Frequently Asked Questions About Environmental Litigation in West Virginia
How long does a typical environmental enforcement case take to resolve?
Timelines vary widely. A straightforward enforcement matter that can be resolved through negotiation with the WVDEP may be concluded in a few months. Contested cases that proceed through administrative hearings or federal court litigation can take a year or more, and multi-party CERCLA actions sometimes extend over several years. We provide realistic timeline estimates based on the specific facts and forum involved in your case.
What is the difference between a consent order and a consent decree?
A consent order is typically an agreement between a regulated facility and a state agency like the WVDEP that resolves an enforcement action by establishing a schedule for achieving compliance and, in many cases, imposing a penalty. A consent decree is a court-approved agreement that carries the force of a judicial order, commonly used in federal enforcement actions and citizen suit settlements. Violating the terms of a consent decree can result in contempt of court proceedings and additional penalties.
Can I challenge an NPDES permit that was issued with conditions I cannot meet?
Yes.
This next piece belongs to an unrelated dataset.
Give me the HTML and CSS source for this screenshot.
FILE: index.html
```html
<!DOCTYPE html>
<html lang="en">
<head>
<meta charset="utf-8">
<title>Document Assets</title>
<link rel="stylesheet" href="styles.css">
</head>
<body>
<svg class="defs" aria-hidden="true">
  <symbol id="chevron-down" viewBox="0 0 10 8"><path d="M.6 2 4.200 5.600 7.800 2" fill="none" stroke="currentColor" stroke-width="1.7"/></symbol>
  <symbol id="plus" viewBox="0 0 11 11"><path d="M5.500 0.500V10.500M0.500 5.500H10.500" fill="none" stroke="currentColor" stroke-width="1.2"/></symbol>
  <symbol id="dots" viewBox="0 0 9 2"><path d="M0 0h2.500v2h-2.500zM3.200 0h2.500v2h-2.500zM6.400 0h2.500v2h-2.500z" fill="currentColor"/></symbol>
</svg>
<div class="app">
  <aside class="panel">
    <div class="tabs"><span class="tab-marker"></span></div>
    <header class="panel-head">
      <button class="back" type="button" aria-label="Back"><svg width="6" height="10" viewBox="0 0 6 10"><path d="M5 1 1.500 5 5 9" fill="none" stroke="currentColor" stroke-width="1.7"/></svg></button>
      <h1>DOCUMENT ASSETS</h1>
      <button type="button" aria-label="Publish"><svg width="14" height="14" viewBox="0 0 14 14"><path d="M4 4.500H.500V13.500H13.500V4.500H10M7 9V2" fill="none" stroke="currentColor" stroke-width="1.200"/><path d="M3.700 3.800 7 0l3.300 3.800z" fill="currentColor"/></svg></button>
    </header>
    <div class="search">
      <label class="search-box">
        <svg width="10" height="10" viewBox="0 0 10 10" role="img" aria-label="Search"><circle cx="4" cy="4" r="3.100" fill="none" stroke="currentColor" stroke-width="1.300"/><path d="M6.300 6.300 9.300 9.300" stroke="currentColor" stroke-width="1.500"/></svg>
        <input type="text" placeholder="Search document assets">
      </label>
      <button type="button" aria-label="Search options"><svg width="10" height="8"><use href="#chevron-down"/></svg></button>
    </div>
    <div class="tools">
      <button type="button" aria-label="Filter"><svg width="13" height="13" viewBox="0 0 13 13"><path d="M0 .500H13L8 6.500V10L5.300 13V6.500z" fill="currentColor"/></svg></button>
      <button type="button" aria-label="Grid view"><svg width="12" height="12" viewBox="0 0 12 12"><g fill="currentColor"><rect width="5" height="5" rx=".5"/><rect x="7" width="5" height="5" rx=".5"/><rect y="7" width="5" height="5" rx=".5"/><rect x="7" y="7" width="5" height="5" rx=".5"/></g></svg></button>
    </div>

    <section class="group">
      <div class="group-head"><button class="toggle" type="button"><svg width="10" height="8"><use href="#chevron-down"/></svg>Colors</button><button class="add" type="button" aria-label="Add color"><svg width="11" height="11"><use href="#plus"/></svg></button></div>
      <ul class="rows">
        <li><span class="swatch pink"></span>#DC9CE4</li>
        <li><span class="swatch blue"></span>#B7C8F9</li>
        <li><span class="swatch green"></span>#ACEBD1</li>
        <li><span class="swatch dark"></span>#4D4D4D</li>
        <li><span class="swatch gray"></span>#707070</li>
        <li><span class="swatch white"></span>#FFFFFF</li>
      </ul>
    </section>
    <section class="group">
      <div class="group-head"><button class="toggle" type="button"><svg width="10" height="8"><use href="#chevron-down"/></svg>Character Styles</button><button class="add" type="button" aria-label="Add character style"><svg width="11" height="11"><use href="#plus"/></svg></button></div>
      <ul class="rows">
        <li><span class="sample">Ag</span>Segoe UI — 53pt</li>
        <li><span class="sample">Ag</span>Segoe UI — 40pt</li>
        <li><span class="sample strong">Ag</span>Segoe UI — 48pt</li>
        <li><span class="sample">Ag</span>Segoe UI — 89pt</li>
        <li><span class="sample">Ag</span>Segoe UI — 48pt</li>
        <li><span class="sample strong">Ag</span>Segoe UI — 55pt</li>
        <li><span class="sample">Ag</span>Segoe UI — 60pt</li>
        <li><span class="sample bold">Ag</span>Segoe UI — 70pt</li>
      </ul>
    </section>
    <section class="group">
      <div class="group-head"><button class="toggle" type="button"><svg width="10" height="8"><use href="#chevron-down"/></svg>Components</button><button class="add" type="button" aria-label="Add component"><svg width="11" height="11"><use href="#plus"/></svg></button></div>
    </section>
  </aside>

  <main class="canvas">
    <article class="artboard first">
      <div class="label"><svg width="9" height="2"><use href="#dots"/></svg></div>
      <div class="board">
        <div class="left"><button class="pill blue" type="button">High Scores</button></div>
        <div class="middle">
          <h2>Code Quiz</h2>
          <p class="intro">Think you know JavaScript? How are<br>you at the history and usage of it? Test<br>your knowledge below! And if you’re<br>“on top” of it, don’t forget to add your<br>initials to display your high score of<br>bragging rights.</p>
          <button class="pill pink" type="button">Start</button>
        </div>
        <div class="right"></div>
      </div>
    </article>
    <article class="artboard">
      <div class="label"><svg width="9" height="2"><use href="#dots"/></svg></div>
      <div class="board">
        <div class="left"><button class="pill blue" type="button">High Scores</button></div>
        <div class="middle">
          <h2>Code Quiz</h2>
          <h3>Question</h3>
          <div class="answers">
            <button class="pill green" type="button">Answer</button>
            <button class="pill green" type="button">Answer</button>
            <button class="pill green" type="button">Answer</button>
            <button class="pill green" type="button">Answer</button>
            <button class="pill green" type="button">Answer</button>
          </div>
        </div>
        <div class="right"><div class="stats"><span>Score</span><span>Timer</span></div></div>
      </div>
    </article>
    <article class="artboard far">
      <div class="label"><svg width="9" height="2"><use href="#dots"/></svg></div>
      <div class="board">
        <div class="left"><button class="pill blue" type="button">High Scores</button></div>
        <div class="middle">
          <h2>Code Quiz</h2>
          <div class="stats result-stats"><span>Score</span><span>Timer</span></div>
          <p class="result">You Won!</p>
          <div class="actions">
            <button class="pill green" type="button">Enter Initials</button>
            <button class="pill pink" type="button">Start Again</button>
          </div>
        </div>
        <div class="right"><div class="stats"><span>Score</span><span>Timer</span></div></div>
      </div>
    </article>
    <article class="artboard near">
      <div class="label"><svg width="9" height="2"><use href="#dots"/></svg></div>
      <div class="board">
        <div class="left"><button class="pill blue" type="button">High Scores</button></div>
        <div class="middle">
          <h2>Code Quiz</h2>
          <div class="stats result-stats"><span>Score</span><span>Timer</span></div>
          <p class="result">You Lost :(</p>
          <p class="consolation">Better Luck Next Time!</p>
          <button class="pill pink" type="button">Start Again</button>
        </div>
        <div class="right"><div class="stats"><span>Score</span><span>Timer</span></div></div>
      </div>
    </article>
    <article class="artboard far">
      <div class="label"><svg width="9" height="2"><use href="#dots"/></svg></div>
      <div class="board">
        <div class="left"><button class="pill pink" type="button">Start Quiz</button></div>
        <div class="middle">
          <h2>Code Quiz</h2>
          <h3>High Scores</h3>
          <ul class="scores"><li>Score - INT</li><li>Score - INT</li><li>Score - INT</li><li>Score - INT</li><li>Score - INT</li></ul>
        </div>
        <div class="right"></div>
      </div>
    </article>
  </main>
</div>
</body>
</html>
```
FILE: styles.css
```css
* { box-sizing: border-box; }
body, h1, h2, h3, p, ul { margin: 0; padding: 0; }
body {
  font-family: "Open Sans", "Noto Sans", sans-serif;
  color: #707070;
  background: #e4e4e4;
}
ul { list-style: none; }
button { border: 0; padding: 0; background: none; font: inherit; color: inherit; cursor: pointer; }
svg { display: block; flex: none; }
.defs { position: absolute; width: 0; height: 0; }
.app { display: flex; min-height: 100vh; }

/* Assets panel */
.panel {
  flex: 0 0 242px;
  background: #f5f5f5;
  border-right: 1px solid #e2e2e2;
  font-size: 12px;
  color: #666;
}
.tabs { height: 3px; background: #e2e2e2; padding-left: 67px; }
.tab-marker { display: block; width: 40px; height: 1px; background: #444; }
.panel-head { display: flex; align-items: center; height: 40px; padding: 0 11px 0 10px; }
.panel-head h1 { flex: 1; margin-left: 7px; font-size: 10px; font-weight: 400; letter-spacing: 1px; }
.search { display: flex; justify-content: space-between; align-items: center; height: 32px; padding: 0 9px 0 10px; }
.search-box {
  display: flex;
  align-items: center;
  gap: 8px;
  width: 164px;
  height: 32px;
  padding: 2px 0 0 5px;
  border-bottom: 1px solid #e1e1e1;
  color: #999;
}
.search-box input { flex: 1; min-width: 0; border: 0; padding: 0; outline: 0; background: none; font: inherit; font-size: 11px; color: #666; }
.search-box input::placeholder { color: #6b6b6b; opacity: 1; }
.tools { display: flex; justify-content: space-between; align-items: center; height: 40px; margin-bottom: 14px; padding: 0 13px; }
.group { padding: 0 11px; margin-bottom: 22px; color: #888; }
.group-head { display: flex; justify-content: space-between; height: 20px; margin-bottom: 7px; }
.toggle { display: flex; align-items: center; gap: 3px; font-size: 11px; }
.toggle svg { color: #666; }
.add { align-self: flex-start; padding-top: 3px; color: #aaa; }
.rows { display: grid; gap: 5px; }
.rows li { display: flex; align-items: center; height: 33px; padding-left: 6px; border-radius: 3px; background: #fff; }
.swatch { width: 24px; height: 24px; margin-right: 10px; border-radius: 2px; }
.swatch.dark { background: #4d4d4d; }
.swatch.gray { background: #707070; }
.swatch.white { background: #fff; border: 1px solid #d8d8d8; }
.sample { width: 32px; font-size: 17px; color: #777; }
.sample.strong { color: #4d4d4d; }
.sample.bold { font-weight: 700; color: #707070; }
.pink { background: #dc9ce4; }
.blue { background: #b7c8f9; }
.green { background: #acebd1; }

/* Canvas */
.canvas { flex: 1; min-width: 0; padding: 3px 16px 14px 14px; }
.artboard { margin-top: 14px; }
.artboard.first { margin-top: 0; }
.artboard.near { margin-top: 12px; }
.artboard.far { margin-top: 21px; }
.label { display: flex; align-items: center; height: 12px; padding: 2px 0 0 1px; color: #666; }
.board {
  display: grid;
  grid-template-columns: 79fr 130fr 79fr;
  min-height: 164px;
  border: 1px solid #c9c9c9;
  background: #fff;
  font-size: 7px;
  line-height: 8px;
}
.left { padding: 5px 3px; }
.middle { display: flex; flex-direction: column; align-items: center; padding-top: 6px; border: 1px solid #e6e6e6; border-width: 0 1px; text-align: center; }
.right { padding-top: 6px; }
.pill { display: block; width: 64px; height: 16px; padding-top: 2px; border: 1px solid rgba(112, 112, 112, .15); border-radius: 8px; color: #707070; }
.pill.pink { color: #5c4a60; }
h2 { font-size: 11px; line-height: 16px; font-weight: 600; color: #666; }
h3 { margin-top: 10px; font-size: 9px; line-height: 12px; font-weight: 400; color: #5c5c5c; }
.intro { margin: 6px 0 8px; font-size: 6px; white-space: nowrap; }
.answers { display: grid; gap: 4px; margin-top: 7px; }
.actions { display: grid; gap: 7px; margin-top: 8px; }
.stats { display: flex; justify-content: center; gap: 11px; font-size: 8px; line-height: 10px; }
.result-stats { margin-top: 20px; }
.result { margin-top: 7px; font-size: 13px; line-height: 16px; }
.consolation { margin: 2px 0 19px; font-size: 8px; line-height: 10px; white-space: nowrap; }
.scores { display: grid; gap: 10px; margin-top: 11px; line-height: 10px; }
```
If the WVDEP or PADEP issues your NPDES permit with effluent limitations, monitoring requirements, or other conditions that you believe are legally or technically unjustified, you have the right to appeal to the Environmental Quality Board or the Pennsylvania Environmental Hearing Board. The appeal must be filed within 30 days of the permit applicant’s receipt of the final permit or order, and it requires a detailed explanation of the grounds for the challenge. It is also critical that regulated entities engage in the administrative process before permits or orders are issued in final form. All environmental permits and some orders are subject to public notice and comment which presents an opportunity for regulated entities and the public to engage with environmental regulators about the content and requirements of the permit. Our attorneys can evaluate your permit, identify technical issues and defensible grounds for appeal, and represent you in the administrative proceeding.
What defenses are available in a Clean Water Act citizen suit?
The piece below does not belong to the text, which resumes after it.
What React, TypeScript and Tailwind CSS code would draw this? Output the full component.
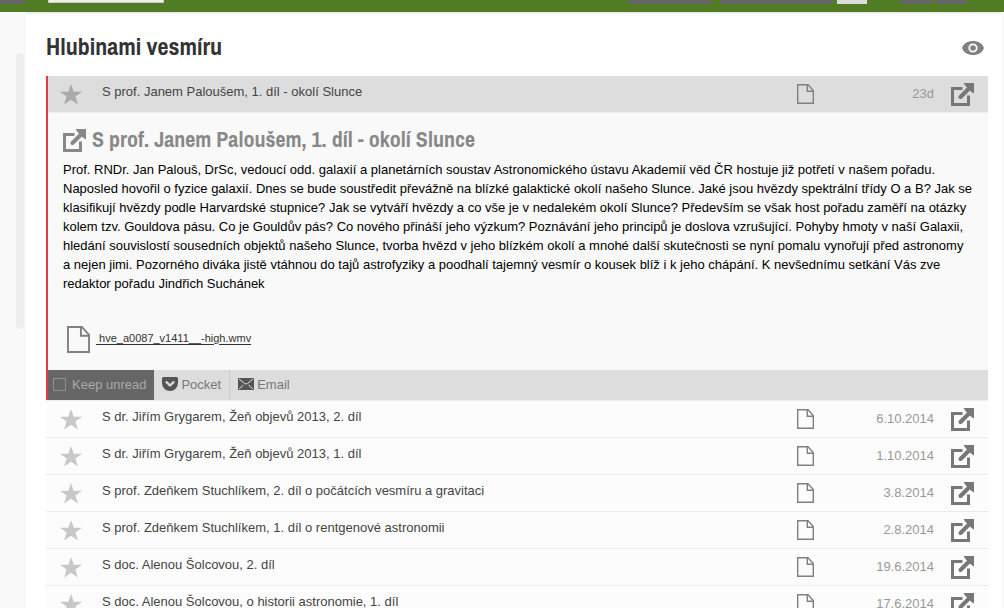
import type { ReactNode } from "react";

type Entry = {
  title: string;
  date: string;
};

const entries: Entry[] = [
  { title: "S dr. Jiřím Grygarem, Žeň objevů 2013, 2. díl", date: "6.10.2014" },
  { title: "S dr. Jiřím Grygarem, Žeň objevů 2013, 1. díl", date: "1.10.2014" },
  { title: "S prof. Zdeňkem Stuchlíkem, 2. díl o počátcích vesmíru a gravitaci", date: "3.8.2014" },
  { title: "S prof. Zdeňkem Stuchlíkem, 1. díl o rentgenové astronomii", date: "2.8.2014" },
  { title: "S doc. Alenou Šolcovou, 2. díl", date: "19.6.2014" },
  { title: "S doc. Alenou Šolcovou, o historii astronomie, 1. díl", date: "17.6.2014" },
];

function StarIcon() {
  return (
    <svg width="22" height="21" viewBox="0 0 22 21" fill="currentColor">
      <path d="M11 0l2.7 7.7H22l-6.6 4.9 2.5 7.9L11 15.7l-6.9 4.8 2.5-7.9L0 7.7h8.3z" />
    </svg>
  );
}

function FileIcon({ className }: { className: string }) {
  return (
    <svg className={className} viewBox="0 0 17 20" fill="none" stroke="currentColor" strokeWidth="1.4">
      <path d="M.7.7H11L16.3 6.5V19.3H.7z" />
      <path d="M10.3.7V7.2H16.3" />
    </svg>
  );
}

function OpenIcon() {
  return (
    <svg className="shrink-0" width="23" height="23" viewBox="0 0 23 23" fill="none" stroke="currentColor">
      <path d="M11.500 5.500H1.500v16h16V12.500" strokeWidth="3" />
      <path d="M9.500 14L20 3.500" strokeWidth="4" strokeLinecap="round" />
      <path d="M12.500 0H23v10.500L20.500 9 14.500 3z" fill="currentColor" stroke="none" />
    </svg>
  );
}

function EyeIcon() {
  return (
    <svg width="22" height="14" viewBox="0 0 22 14">
      <ellipse cx="11" cy="7" rx="11" ry="7" fill="none" />
      <path fill="currentColor" d="M0 7C1.500 2.600 6 0 11 0s9.500 2.600 11 7c-1.500 4.400-6 7-11 7S1.500 11.400 0 7z" />
      <circle cx="11" cy="7" r="3.7" fill="currentColor" stroke="#fff" strokeWidth="1.8" />
    </svg>
  );
}

function PocketIcon() {
  return (
    <svg width="16" height="14" viewBox="0 0 16 14">
      <path fill="currentColor" d="M1.500 0h13A1.500 1.500 0 0 1 16 1.500V6a8 8 0 0 1-16 0V1.500A1.500 1.500 0 0 1 1.500 0z" />
      <path d="M4.500 5.200L8 8.500l3.500-3.300" fill="none" stroke="#ddd" strokeWidth="2.4" strokeLinecap="round" strokeLinejoin="round" />
    </svg>
  );
}

function MailIcon() {
  return (
    <svg width="16" height="12" viewBox="0 0 16 12">
      <path fill="currentColor" d="M0 0h16v12H0z" />
      <path d="M1 1l5.500 4.500q1.500 1 3 0L15 1M1 11l4.500-4M15 11l-4.500-4" fill="none" stroke="#ddd" />
    </svg>
  );
}

function Row({ title, date, children }: Entry & { children?: ReactNode }) {
  return (
    <div className="flex h-9 items-center pr-3.5">
      <button type="button" aria-label="Star" className="mr-5 ml-3 shrink-0 text-[#c8c8c8]">
        {children ?? <StarIcon />}
      </button>
      <h3 className="min-w-0 flex-1 truncate pb-1.5 text-[#444]">{title}</h3>
      <FileIcon className="h-5 w-[17px] shrink-0 text-[#808080]" />
      <time className="w-[120px] shrink-0 pb-0.5 text-right text-[#999]">{date}</time>
      <a href="#" aria-label="Open" className="ml-[17px] text-[#777]">
        <OpenIcon />
      </a>
    </div>
  );
}

function TopBar() {
  return (
    <header className="flex h-3 items-start bg-[#527c24] shadow-sm">
      <button type="button" aria-label="Menu" className="h-1 w-[25px] bg-[#666]" />
      <input aria-label="Search" className="ml-[23px] h-[3px] w-[116px] border-x border-b border-[#ccc] bg-[#eee]" />
      <div className="ml-auto flex pr-[38px]">
        <button type="button" aria-label="Mark as read" className="mr-2 h-1 w-[83px] bg-[#666]" />
        <button type="button" aria-label="Sort" className="mr-1 h-1 w-[113px] bg-[#666]" />
        <button type="button" aria-label="List view" className="mr-[34px] h-1 w-[30px] bg-[#ddd]" />
        <button type="button" aria-label="Previous" className="mr-[3px] h-1 w-[31px] bg-[#666]" />
        <button type="button" aria-label="Next" className="h-1 w-[31px] bg-[#666]" />
      </div>
    </header>
  );
}

export default function App() {
  return (
    <div className="flex h-screen flex-col overflow-hidden bg-white font-['Liberation_Sans',Arial,sans-serif] text-[13px] leading-[19px]">
      <TopBar />
      <div className="flex min-h-0 flex-1">
        <aside className="w-[26px] shrink-0 bg-[#f9f9f9] pt-[41px] pl-4">
          <div className="h-[276px] w-2 rounded-full bg-[#eee]" />
        </aside>

        <main className="min-w-0 flex-1 pr-[13px] pl-5">
          <div className="flex h-16 items-center justify-between pt-2 pr-1">
            <h1 className="pb-1 font-['Archivo_Narrow','Liberation_Sans_Narrow','Liberation_Sans',sans-serif] text-2xl font-bold text-[#333]">
              Hlubinami vesmíru
            </h1>
            <button type="button" aria-label="Show unread" className="text-[#808080]">
              <EyeIcon />
            </button>
          </div>

          <article className="border-l-2 border-[#e23b40] bg-[#f9f9f9]">
            <div className="border-b border-b-[#eee] bg-[#ddd]">
              <Row title="S prof. Janem Paloušem, 1. díl - okolí Slunce" date="23d">
                <span className="text-[#aaa]">
                  <StarIcon />
                </span>
              </Row>
            </div>

            <div className="px-[15px] pt-[15px] pb-[17px]">
              <h2 className="flex h-6 items-center gap-1.5 text-[#888]">
                <OpenIcon />
                <a
                  href="#"
                  className="pb-0.5 font-['Archivo_Narrow','Liberation_Sans_Narrow','Liberation_Sans',sans-serif] text-[22px] leading-6 font-bold"
                >
                  S prof. Janem Paloušem, 1. díl - okolí Slunce
                </a>
              </h2>
              <p className="mt-2 text-black">
                Prof. RNDr. Jan Palouš, DrSc, vedoucí odd. galaxií a planetárních soustav Astronomického ústavu Akademií
                věd ČR hostuje již potřetí v našem pořadu. Naposled hovořil o fyzice galaxií. Dnes se bude soustředit
                převážně na blízké galaktické okolí našeho Slunce. Jaké jsou hvězdy spektrální třídy O a B? Jak se
                klasifikují hvězdy podle Harvardské stupnice? Jak se vytváří hvězdy a co vše je v nedalekém okolí Slunce?
                Především se však host pořadu zaměří na otázky kolem tzv. Gouldova pásu. Co je Gouldův pás? Co nového
                přináší jeho výzkum? Poznávání jeho principů je doslova vzrušující. Pohyby hmoty v naší Galaxii, hledání
                souvislostí sousedních objektů našeho Slunce, tvorba hvězd v jeho blízkém okolí a mnohé další skutečnosti
                se nyní pomalu vynořují před astronomy a nejen jimi. Pozorného diváka jistě vtáhnou do tajů astrofyziky a
                poodhalí tajemný vesmír o kousek blíž i k jeho chápání. K nevšednímu setkání Vás zve redaktor pořadu
                Jindřich Suchánek
              </p>
              <div className="mt-8 flex h-7 items-center gap-1.5 pl-1">
                <FileIcon className="h-[27px] w-[23px] text-[#808080]" />
                <a href="#" className="pb-0.5 text-[11px] whitespace-pre text-[#333] underline underline-offset-2">
                  {" hve_a0087_v1411__-high.wmv"}
                </a>
              </div>
            </div>

            <div className="flex h-[30px] bg-[#ddd] text-[#777]">
              <label className="flex items-center gap-1.5 bg-[#666] pr-2 pb-0.5 pl-[5px] text-[#aaa]">
                <input type="checkbox" className="size-[13px] appearance-none border border-[#909090]" />
                Keep unread
              </label>
              <button type="button" className="flex items-center gap-[3px] border-r border-[#ccc] px-2 pb-0.5">
                <span className="text-[#555]">
                  <PocketIcon />
                </span>
                Pocket
              </button>
              <button type="button" className="flex items-center gap-[3px] px-2 pb-0.5">
                <span className="text-[#555]">
                  <MailIcon />
                </span>
                Email
              </button>
            </div>
          </article>

          <ul className="border-t border-[#eee] bg-[#fcfcfc]">
            {entries.map((entry) => (
              <li key={entry.title} className="border-b border-[#eaeaea] pl-0.5">
                <Row title={entry.title} date={entry.date} />
              </li>
            ))}
          </ul>
        </main>
        <div className="w-[3px] shrink-0 bg-[#fafafa]" />
      </div>
    </div>
  );
}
Several defenses may apply depending on the facts. Common defenses include challenging the sufficiency of the plaintiff’s required 60-day pre-suit notice, arguing that the alleged violations have been fully corrected (mootness), contesting whether the plaintiff has standing, raising upset or bypass defenses under applicable permit provisions, and disputing whether the monitoring data actually demonstrates a violation. The strength of each defense depends on the specific facts and the applicable case law in the Fourth Circuit.
What should I do if I receive a 60-day notice letter for a citizen suit?
A 60-day notice letter is a required precursor to a citizen suit under the Clean Water Act, RCRA, or other federal environmental statutes. It provides the recipient with notice of the specific violations alleged and gives them an opportunity to come into compliance before the lawsuit is filed. Receiving a 60-day notice letter is a serious matter that requires immediate legal attention. Our attorneys can assess the allegations, advise on corrective actions that may prevent or limit the scope of litigation, and begin preparing a defense strategy.
Can I be held personally liable in an environmental enforcement action?
In certain circumstances, yes. Federal environmental statutes and West Virginia law can impose liability on corporate officers and responsible individuals (not just the corporate entity) for environmental violations. This is particularly true in criminal enforcement matters, but personal liability can also arise in civil penalty actions where an individual had authority over the operations that caused the violation. If you are facing potential personal exposure in an environmental matter, it is essential to have your own legal representation to protect your individual interests.